For me, I like to be inclusive and I would say it’s a shared responsibility, it’s shared obligation now. Especially up where I’m from, we have two World Heritage areas. We have the Great Barrier Reef World Heritage side-by-side with the Wet Tropics Rainforest World Heritage. So, being World Heritage it’s important to everyone in Queensland, Australia, the world, we all we all have a responsibility and an obligation. Part of that shared responsibility is that respect for one another, respecting each other, but also working together and that partnership, which is really, really crucial. With Traditional Owners as well that we do have really important places on Country, we have really, really important, culturally significant plants, animals that are really important to different families. I encourage society, community to understand our values, what’s important to us, our law and custom. We’ve got protocols to abide by so people can engage in that and learn that there is a protocol, there is a system there and everyone needs to follow that protocol, it doesn’t matter where you’re from. If you come on to a Country like I’m here on this Country, I have to follow the law of protocol here and if I go to somewhere else, Darwin or Western Australia, Perth, I’ve got to follow their custom, it’s the same thing.

RH

So, if Country is that mirror for you when you go back home, what do you hope is reflected back to you in ten years’ time?

GS

There is a lot of hope and potential that’s happening, we are seeing a lot of young people coming through now, a lot more people being educated about who we are, where we are from, what’s important to us, also recognising the work that we are doing. Hopefully we can get more support behind what we’re doing but also our neighbours because we’ve got neighbouring Indigenous ranger programs and programs happening as well, so more support behind us. We’re only small but more support, more hands, I think we can make greater impact together.

RH

Thank you so much for sharing your knowledge with us today, Gavin. Can we please give him a round of applause? To follow the program online, you can subscribe wherever you get your podcasts and visit the 100 Climate Conversations exhibition or to join us for a live recording go to 100climateconversations.com.

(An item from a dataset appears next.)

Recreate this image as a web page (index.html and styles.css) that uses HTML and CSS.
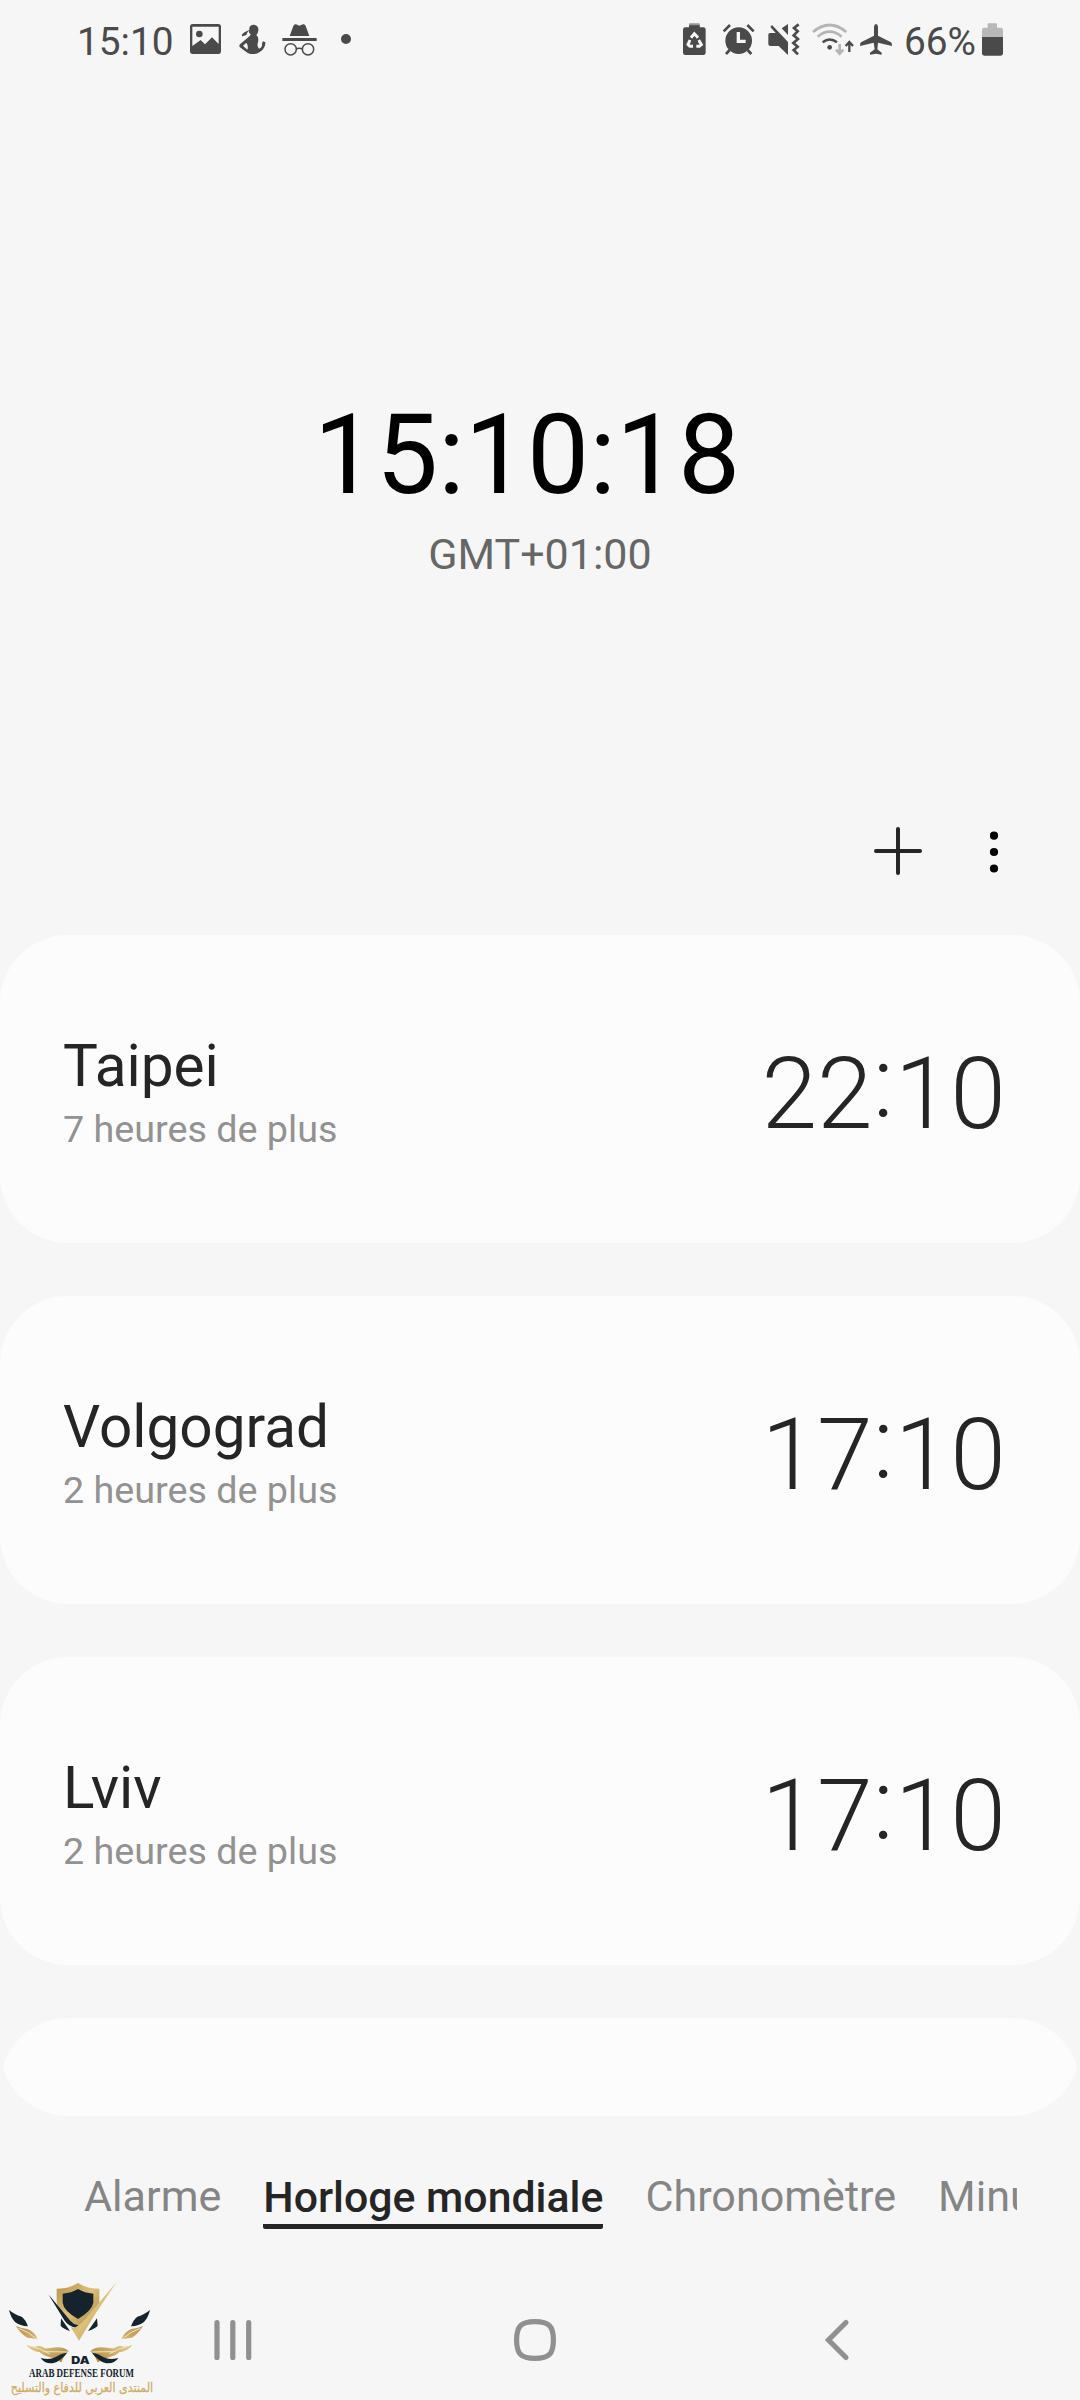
FILE: index.html
```html
<!DOCTYPE html>
<html lang="fr">
<head>
<meta charset="utf-8">
<title>Horloge mondiale</title>
<link rel="stylesheet" href="styles.css">
</head>
<body>
<div class="screen">
  <header class="status">
    <div class="status-left">
      <span class="status-time">15:10</span>
      <svg class="ic-picture" width="31" height="40" viewBox="390 60 93 120"><path fill-rule="evenodd" d="M398 72H475Q483 72 483 80V154Q483 162 475 162H398Q390 162 390 154V80Q390 72 398 72ZM397 80V138L422 120 435 133 456 112 476 132V80Z"/><circle cx="418" cy="102" r="10"/></svg>
      <svg class="ic-person" width="27" height="40" viewBox="538 60 81 120"><path fill-rule="evenodd" d="M569 83C571 76 579 73 586 75 594 77 597 84 596 91 596 98 592 102 590 106 596 110 597 118 595 127 592 135 594 141 598 146 606 143 608 137 607 130L610 124 617 127C618 138 610 151 600 156 590 164 570 164 563 158L541 142Q537 138 541 133L564 113Q573 107 573 103 567 99 567 92 562 97 560 105L548 109 546 105C551 96 560 95 569 90ZM560 128L550 137 563 149Q567 138 560 128Z"/></svg>
      <svg class="ic-incognito" width="35" height="40" viewBox="666 60 105 120"><path d="M689 108L700 78Q702 72 708 73L718 77 729 73Q735 72 737 78L748 108ZM667 114H770V123H667Z"/><g class="line4"><circle cx="692" cy="148" r="17"/><circle cx="744" cy="148" r="17"/><path d="M708 147Q718 143 728 147"/></g></svg>
      <svg class="ic-dot" width="12" height="40" viewBox="840 60 36 120"><circle cx="858" cy="117" r="15"/></svg>
    </div>
    <div class="status-right">
      <svg class="ic-saver" width="23" height="40" viewBox="39 60 69 120"><path d="M57 76V73Q57 70 60 70H86Q89 70 89 73V82H57Z" opacity=".55"/><path d="M57 76H89V82H100Q107 82 107 89V158Q107 165 100 165H46Q39 165 39 158V89Q39 82 46 82H57Z"/><g class="cut"><path d="M63 113L73 101 84 113M60 120L54 134 60 139H69M86 120L94 134 88 139H79"/></g><path d="M73 108L85 126H78V144H69V126H62Z"/></svg>
      <svg class="ic-alarm" width="34" height="40" viewBox="157 60 102 120"><circle cx="207" cy="122" r="40"/><path class="line8" d="M162 94L181 75M252 94L233 75M180 150L169 162M234 150L245 162"/><path class="white" d="M201 96H211V119H228V129H201Z"/></svg>
      <svg class="ic-mute" width="32" height="40" viewBox="294 60 96 120"><path d="M354 72V105L335 85ZM297 99H317L301 81 306 75 354 126V165L326 138H301Q295 138 295 132V104Q295 99 300 99Z"/><path class="line8" d="M386 73L372 84 383 94 371 106 384 117 370 129 383 140 371 150 384 163"/></svg>
      <svg class="ic-wifi" width="42" height="40" viewBox="425 60 126 120"><g class="faint"><path d="M428 96Q478 54 528 96M442 110Q478 80 514 110"/><path d="M508 132V160M497 149L508 161 519 149"/></g><path class="line7" d="M457 127Q478 110 500 127"/><circle cx="478" cy="142" r="7"/><path class="line6" d="M537 156V128M526 138L537 126 548 138"/></svg>
      <svg class="ic-plane" width="32" height="40" viewBox="570 60 96 120"><path d="M612 80Q613 72 618 72T624 80V107L663 127Q666 129 666 138L624 128 622 148 635 158V164L618 161 600 164V158L614 148 611 128 570 138Q570 129 573 127L612 107Z"/></svg>
      <span class="status-pct">66%</span>
      <svg class="ic-battery" width="21" height="40" viewBox="936 60 63 120"><path class="pale" d="M953 83V73Q953 70 956 70H978Q981 70 981 73V83H992Q999 83 999 90V111H936V90Q936 83 943 83Z"/><path d="M936 111H999V160Q999 167 992 167H943Q936 167 936 160Z"/></svg>
    </div>
  </header>

  <section class="now">
    <div class="now-time">15:10:18</div>
    <div class="now-zone">GMT+01:00</div>
  </section>

  <div class="actions">
    <svg class="add" width="48" height="50" viewBox="0 0 48 50"><path d="M2 25H46M24 3V47"/></svg>
    <svg class="more" width="10" height="42" viewBox="0 0 10 42"><circle cx="5" cy="4.7" r="4.1"/><circle cx="5" cy="21" r="4.1"/><circle cx="5" cy="37.5" r="4.1"/></svg>
  </div>

  <main class="cities">
    <article class="card">
      <div><h2 class="city">Taipei</h2><p class="offset">7 heures de plus</p></div>
      <div class="city-time">22<span class="colon">:</span>10</div>
    </article>
    <article class="card">
      <div><h2 class="city">Volgograd</h2><p class="offset">2 heures de plus</p></div>
      <div class="city-time">17<span class="colon">:</span>10</div>
    </article>
    <article class="card">
      <div><h2 class="city">Lviv</h2><p class="offset">2 heures de plus</p></div>
      <div class="city-time">17<span class="colon">:</span>10</div>
    </article>
    <article class="card"></article>
  </main>

  <nav class="tabs">
    <span class="tab">Alarme</span>
    <span class="tab active">Horloge mondiale</span>
    <span class="tab">Chronomètre</span>
    <span class="tab">Minuteur</span>
  </nav>

  <footer class="navbar">
    <svg width="38" height="44" viewBox="0 0 38 44"><path d="M3 4.500V39.500M18.800 4.500V39.500M34.700 4.500V39.500"/></svg>
    <svg class="home" width="44" height="44" viewBox="0 0 44 44"><path d="M22 3.600C36 3.600 40.400 8 40.400 22S36 40.400 22 40.400 3.600 36 3.600 22 8 3.600 22 3.600Z"/></svg>
    <svg width="26" height="44" viewBox="0 0 26 44"><path d="M22 4.500L4.500 22 22 39.500"/></svg>
  </footer>

  <svg class="emblem" width="170" height="140" viewBox="0 0 510 420">
    <defs>
      <linearGradient id="gold" x1="0" y1="0" x2="1" y2="1"><stop offset="0" stop-color="#b8914a"/><stop offset=".5" stop-color="#dcc07c"/><stop offset="1" stop-color="#a8823c"/></linearGradient>
      <g id="wing">
        <path class="navy" d="M27 150Q47 166 65 170 77 179 84 199 60 198 45 186 32 172 27 150Z"/>
        <path class="gold" d="M48 198Q66 206 83 207 105 216 113 238 91 233 82 233 63 223 48 198ZM80 255Q103 264 117 257 141 263 149 280 129 275 119 276 99 277 80 255ZM109 266Q138 266 152 264 191 257 206 274 194 284 184 307 157 293 132 286 121 280 109 266Z"/>
        <path class="vein" d="M56 205Q83 213 112 238M88 259Q120 263 149 281M130 275Q165 275 203 276"/>
        <path class="navy" d="M122 294Q149 301 166 292 179 282 201 278 184 302 161 309 135 313 122 294Z"/>
      </g>
    </defs>
    <use href="#wing"/>
    <use href="#wing" transform="translate(477 0) scale(-1 1)"/>
    <path class="gold" d="M170 86Q210 86 234 69 258 86 298 86V126Q292 161 234 198 175 163 170 126Z"/>
    <path class="navy" d="M188 101Q214 99 234 87 254 99 280 101V128Q276 151 234 177 190 151 188 128Z"/>
    <path class="navy" d="M145 103L211 182Q222 194 235 196L228 204Q205 199 193 181ZM183 175L210 213Q186 204 182 197ZM291 175L264 213Q288 204 293 197Z"/>
    <path class="gold" d="M350 66L287 160 237 242 212 201Q226 207 246 188L296 130Z"/>
    <text class="mono" x="214" y="311" textLength="55" lengthAdjust="spacingAndGlyphs">DA</text>
    <text class="forum" x="87" y="350" textLength="315" lengthAdjust="spacingAndGlyphs">ARAB DEFENSE FORUM</text>
    <text class="arabic" x="246" y="395" textLength="427" lengthAdjust="spacingAndGlyphs" direction="rtl" text-anchor="middle">المنتدى العربي للدفاع والتسليح</text>
  </svg>
</div>
</body>
</html>
```
FILE: styles.css
```css
* { box-sizing: border-box; margin: 0; padding: 0; }
body { background: #f6f6f6; font-family: Roboto, "Liberation Sans", sans-serif; color: #252525; }
svg { display: block; flex: none; }

.screen { position: relative; width: 1080px; height: 2400px; overflow: hidden; display: flex; flex-direction: column; background: #f6f6f6; }

.status { height: 80px; flex: none; padding: 20px 77px 0; display: flex; justify-content: space-between; color: #4a4a4a; fill: #4a4a4a; font-size: 38.800px; line-height: 43px; }
.status-left, .status-right { display: flex; height: 40px; }
.status-time { width: 113px; }
.ic-person { margin-left: 18px; }
.ic-incognito { margin-left: 16px; }
.ic-dot { margin-left: 23px; }
.ic-alarm { margin-left: 16px; }
.ic-mute { margin-left: 12px; }
.ic-wifi { margin-left: 12px; }
.ic-plane { margin-left: 6px; }
.status-pct { width: 77px; margin-left: 12px; }
.ic-battery { margin-left: 1px; }
.line4, .line6, .line7, .line8 { fill: none; stroke: #4a4a4a; stroke-width: 8; }
.line4 { stroke-width: 4.500; }
.line6 { stroke-width: 7; }
.line7 { stroke-width: 7.500; }
.faint { fill: none; stroke: #b5b5b5; stroke-width: 8; }
.cut { fill: none; stroke: #f6f6f6; stroke-width: 9; }
.white { fill: #f6f6f6; }
.pale { fill: #b8b8b8; }

.now { height: 721px; flex: none; padding-top: 310px; display: flex; flex-direction: column; align-items: center; }
.now-time { font-size: 110.600px; line-height: 130px; color: #000; margin-right: 26px; }
.now-zone { font-size: 43px; line-height: 50px; margin-top: 9px; color: #666; }

.actions { height: 134px; flex: none; padding: 25px 81px 0 0; display: flex; justify-content: flex-end; gap: 67px; }
.add { fill: none; stroke: #252525; stroke-width: 4; stroke-linecap: round; }
.more { fill: #000; margin-top: 5px; }

.cities { height: 1181px; flex: none; display: flex; flex-direction: column; gap: 53px; overflow: hidden; border-radius: 0 0 68px 68px; }
.card { height: 308px; flex: none; padding: 6px 74px 0 63px; display: flex; align-items: center; justify-content: space-between; background: #fcfcfc; border-radius: 68px; }
.city { font-size: 58.500px; font-weight: 400; line-height: 68px; }
.offset { font-size: 37.700px; line-height: 46px; margin-top: 6px; color: #929292; }
.city-time { font-size: 100.300px; font-weight: 300; line-height: 116px; }
.colon { display: inline-block; line-height: 1; margin-right: 1px; vertical-align: 11px; }

.tabs { height: 124px; flex: none; margin: 48px 63px 0 84px; display: flex; align-items: flex-start; gap: 42px; overflow: hidden; font-size: 43.100px; line-height: 66px; color: #858585; white-space: nowrap; }
.tab { flex: none; }
.active { height: 65px; font-size: 42.800px; color: #252525; font-weight: 500; border-bottom: 5px solid #252525; border-radius: 2px; }

.navbar { height: 112px; flex: none; padding: 30px 230px 0 214px; display: flex; justify-content: space-between; fill: none; stroke: #909090; stroke-width: 5.200; stroke-linecap: round; stroke-linejoin: miter; }
.home { margin-right: 6px; }

.emblem { position: absolute; left: 0; top: 2260px; overflow: visible; }
.gold { fill: url(#gold); }
.navy { fill: #14232c; }
.vein { fill: none; stroke: #f1e5c6; stroke-width: 3; }
.mono { font: 900 32px Inter, sans-serif; fill: #14232c; }
.forum { font: bold 37px "Liberation Serif", serif; fill: #14232c; }
.arabic { font: 39px "DejaVu Sans", sans-serif; fill: #cfae66; stroke: #cfae66; stroke-width: .8; }
```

This is a significant new project for the museum and the records of these conversations will form a new climate change archive preserved for future generations in the Powerhouse collection of over 500,000 objects that tell the stories of our time. It is particularly important to First Nations peoples to preserve conversations like this, building on the oral histories and traditions of passing down our knowledges, sciences and innovations which we know allowed our Countries to thrive for tens of thousands of years.